Using the material that follows, identify and copy each line with the string "this".

- _DATA SEGMENT_
━━━━━━━━━━━━━━━━

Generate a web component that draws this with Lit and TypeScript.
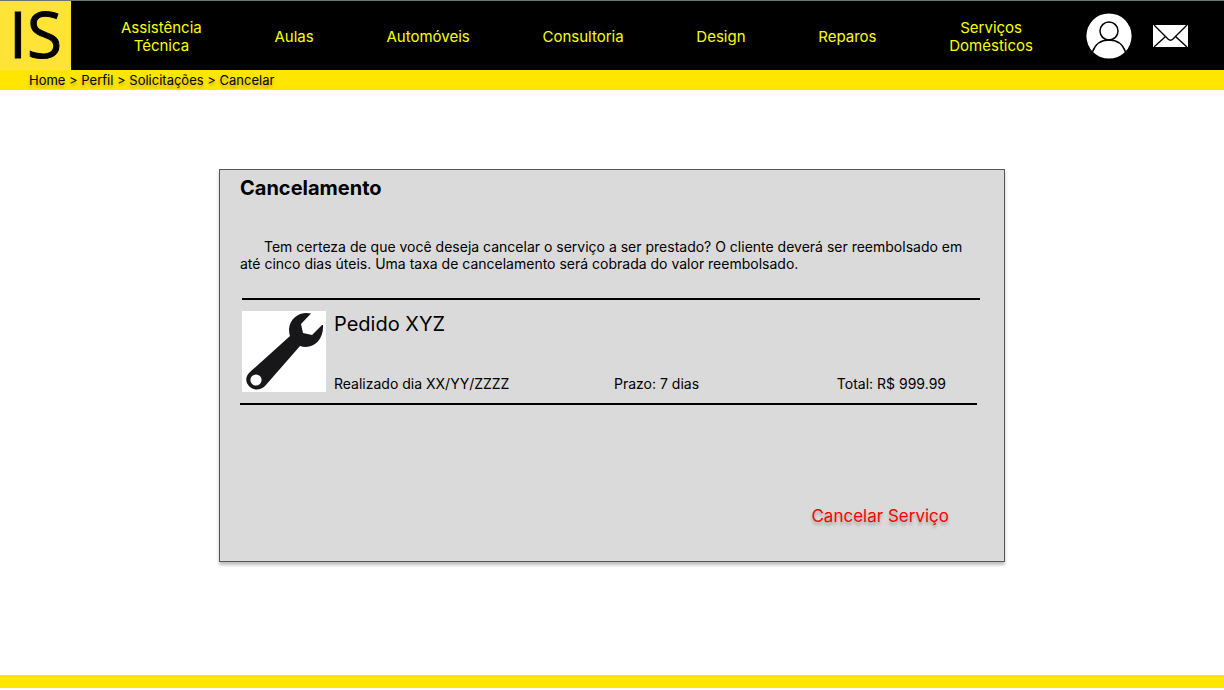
import { LitElement, html, css } from "lit";
import { customElement, property } from "lit/decorators.js";

@customElement("site-header")
class SiteHeader extends LitElement {
  @property({ attribute: false }) categories: string[] = [];

  static styles = css`
    :host { display: block; }
    .bar {
      display: flex;
      align-items: center;
      min-height: 70px;
      box-sizing: border-box;
      background: #000;
      border-top: 1px solid #6b7474;
    }
    .logo {
      display: flex;
      align-items: flex-start;
      justify-content: center;
      align-self: stretch;
      width: 71px;
      flex: none;
      background: #ffe437;
      color: #000;
      font: 64px/66px "Open Sans", sans-serif;
      -webkit-text-stroke: 1px #000;
      text-decoration: none;
    }
    .nav {
      flex: 1;
      display: flex;
      align-items: center;
      justify-content: space-between;
      padding: 2px 53px 0 50px;
    }
    .nav a {
      color: #faff00;
      font-size: 15px;
      line-height: 18px;
      text-align: center;
      text-decoration: none;
    }
    .stack { width: min-content; }
    .tools {
      display: flex;
      align-items: center;
      gap: 21px;
      padding-right: 36px;
    }
    .tool {
      border: 0;
      padding: 0;
      background: none;
      display: flex;
      cursor: pointer;
    }
  `;

  render() {
    return html`
      <header class="bar">
        <a class="logo" href="#home">IS</a>
        <nav class="nav" aria-label="Categorias">
          ${this.categories.map((c) => html`<a class="stack" href="#categoria">${c}</a>`)}
        </nav>
        <div class="tools">
          <button class="tool" aria-label="Perfil">
            <svg width="46" height="46" viewBox="0 0 46 46">
              <circle cx="23" cy="23" r="22.6" fill="#fff" />
              <g fill="none" stroke="#000" stroke-width="1.5">
                <circle cx="23" cy="18" r="9" />
                <path d="M6.500 39 C9 31.500 15 27 23 27 S37 31.500 39.500 39" />
              </g>
            </svg>
          </button>
          <button class="tool" aria-label="Mensagens">
            <svg width="35" height="22" viewBox="0 0 35 22">
              <rect width="35" height="22" fill="#fff" />
              <path d="M1 0 L15 14 Q17.500 16.500 20 14 L34 0 M1 22 L12.500 11.500 M34 22 L22.500 11.500"
                fill="none" stroke="#000" stroke-width="1.4" />
            </svg>
          </button>
        </div>
      </header>
    `;
  }
}

@customElement("crumb-trail")
class CrumbTrail extends LitElement {
  @property({ attribute: false }) steps: string[] = [];

  static styles = css`
    :host { display: block; background: #ffe600; }
    .trail {
      padding: 0 29px;
      font-size: 13px;
      line-height: 20px;
      color: #000;
      text-shadow: 0 3px 3px rgba(0, 0, 0, 0.25);
    }
    .trail a { color: inherit; text-decoration: none; }
  `;

  render() {
    return html`<nav class="trail" aria-label="Trilha">${this.steps.map(
      (s, i) => html`${i ? " > " : ""}<a href="#trilha">${s}</a>`
    )}</nav>`;
  }
}

@customElement("order-summary")
class OrderSummary extends LitElement {
  static styles = css`
    :host { display: block; }
    .rule { height: 2px; background: #000; }
    .top { margin-left: 2px; }
    .bottom { margin-right: 3px; }
    .order {
      display: flex;
      gap: 8px;
      padding: 11px 34px 11px 2px;
    }
    .picture { flex: none; display: block; background: #fff; }
    .info {
      flex: 1;
      display: flex;
      flex-direction: column;
      justify-content: space-between;
    }
    .name { margin: 0; font-size: 20px; line-height: 26px; font-weight: 400; }
    .facts {
      display: grid;
      grid-template-columns: 280px 1fr auto;
      font-size: 14px;
      line-height: 17px;
    }
  `;

  render() {
    return html`
      <div class="rule top"></div>
      <div class="order">
        <svg class="picture" width="84" height="81" viewBox="0 0 84 81" role="img" aria-label="Chave inglesa">
          <path fill="#17171a" d="M69 2.500 C59 0 48 6 47 18 Q47 22 48 25 L8 61 C3 65 3 72 8 76 C13 80 19 79 23 75 L58 35 C70 39 82 30 81 14 L80 14 L70 24 L61 22 L59 13 Z" />
          <circle cx="14" cy="69" r="5.600" fill="#fff" />
        </svg>
        <div class="info">
          <h2 class="name">Pedido XYZ</h2>
          <div class="facts">
            <span>Realizado dia XX/YY/ZZZZ</span>
            <span>Prazo: 7 dias</span>
            <span>Total: R$ 999.99</span>
          </div>
        </div>
      </div>
      <div class="rule bottom"></div>
    `;
  }
}

@customElement("app-root")
class AppRoot extends LitElement {
  static styles = css`
    :host {
      display: flex;
      flex-direction: column;
      min-height: 100vh;
      box-sizing: border-box;
      padding-bottom: 2px;
      background: #fff;
      color: #000;
      font-family: Inter, sans-serif;
    }
    .content { flex: 1; padding: 79px 24px; }
    .card {
      box-sizing: border-box;
      max-width: 786px;
      margin: 0 auto;
      padding: 6px 24px 33px 20px;
      background: #dadada;
      border: 1px solid #555;
      box-shadow: 0 3px 3px rgba(0, 0, 0, 0.25);
    }
    .title { margin: 0; font-size: 20px; line-height: 24px; font-weight: 700; }
    .message {
      margin: 38px 0 26px;
      font-size: 14px;
      line-height: 17px;
      text-indent: 24px;
    }
    .actions { display: flex; justify-content: flex-end; padding: 99px 31px 0 0; }
    .cancel {
      border: 0;
      padding: 0;
      background: none;
      color: #f00;
      font-family: inherit;
      font-size: 17px;
      line-height: 24px;
      text-shadow: 0 3px 3px rgba(0, 0, 0, 0.25);
      cursor: pointer;
    }
    .footer { height: 13px; background: #ffe600; }
  `;

  render() {
    return html`
      <site-header
        .categories=${["Assistência Técnica", "Aulas", "Automóveis", "Consultoria", "Design", "Reparos", "Serviços Domésticos"]}
      ></site-header>
      <crumb-trail .steps=${["Home", "Perfil", "Solicitações", "Cancelar"]}></crumb-trail>
      <main class="content">
        <section class="card">
          <h1 class="title">Cancelamento</h1>
          <p class="message">
            Tem certeza de que você deseja cancelar o serviço a ser prestado? O cliente deverá ser reembolsado em até
            cinco dias úteis. Uma taxa de cancelamento será cobrada do valor reembolsado.
          </p>
          <order-summary></order-summary>
          <div class="actions"><button class="cancel">Cancelar Serviço</button></div>
        </section>
      </main>
      <footer class="footer"></footer>
    `;
  }
}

━━━━━━━━━━━━━━━━

- _ANSWER TO THE PROBLEM_
Generate a web component that draws this with Lit and TypeScript.
          ${this.categories.map((c) => html`<a class="stack" href="#categoria">${c}</a>`)}
    return html`<nav class="trail" aria-label="Trilha">${this.steps.map(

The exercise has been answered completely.